Burgoo, as history has it, is a game stew so thick the spoon should stand up in the pot, but the Promontory's, which includes quail, rabbit sausage, and pork collar, is built on a thin tomatoey broth no Kentucky settler could survive on. Similarly, I don't know how Escoffier would handle a server informing him that his classic filets de sole Véronique was traditionally served with toast, but the Promontory's take on it features a piece of fluke topped with a blob of acrid foam, resting in what the menu describes as toast puree. Actually, between the candy-sweet pickled fennel and poached grapes it's the tastiest thing about this dish—all butter, heavy cream, and salt. What's not to like?

There are good things to be found on the menu, and generally they're simple dishes not trying so hard to be cute (or to outright reject history).
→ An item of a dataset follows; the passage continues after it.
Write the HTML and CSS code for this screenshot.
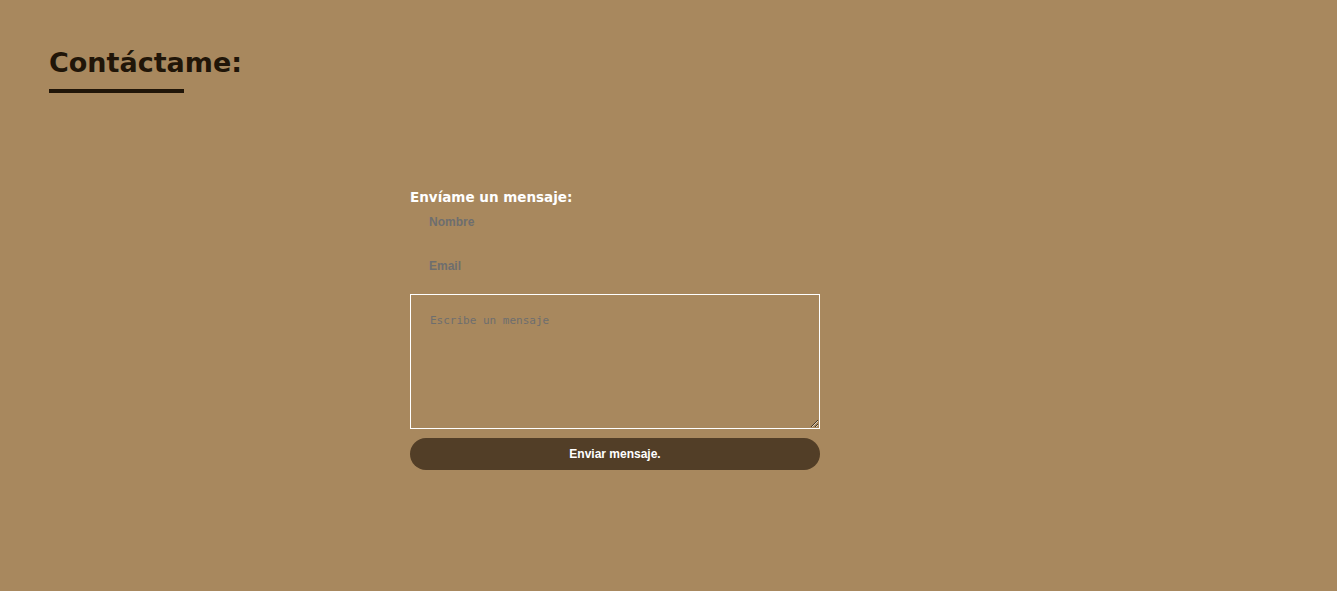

Korean-style grilled short ribs make a nice, gnarly snack, served with seared shishito peppers in a sweet marinade. A trio of spreads, each paired with complementary garnishes—truffled white bean with chanterelles, green chickpea hummus with buttery pine nuts, black olive tapenade with grilled eggplant—makes for great snacking, as does a simple plate of olives with a slab of gooey charred feta, notwithstanding an unfortunate baguette so stale someone must have walked it down to Hyde Park from the North Shore.

Dessert restylizes classics more successfully. Among the s'more souffle and banana pudding there's a Neapolitan ice cream sandwich—chocolate between light pistachio cake soaking in Amarena cherry puree—that's worth trying, and a riff on baked Alaska, with hazelnut praline ice cream, espresso meringue, and bourbon jelly, that makes a fine finish.

Finally, allow me to introduce you to an old man I live with: I'd like to tell you about the Promontory's extensive wine list, but the font is so small and so faint I couldn't even read it by the light of the hearth. I'm sure it's a list as ambitious as the Promontory itself is. As starved as Hyde Parkers are for good restaurants, I'm sure they'll continue to fill it. But that doesn't change the unfortunate reality that it falls far short of what they deserve.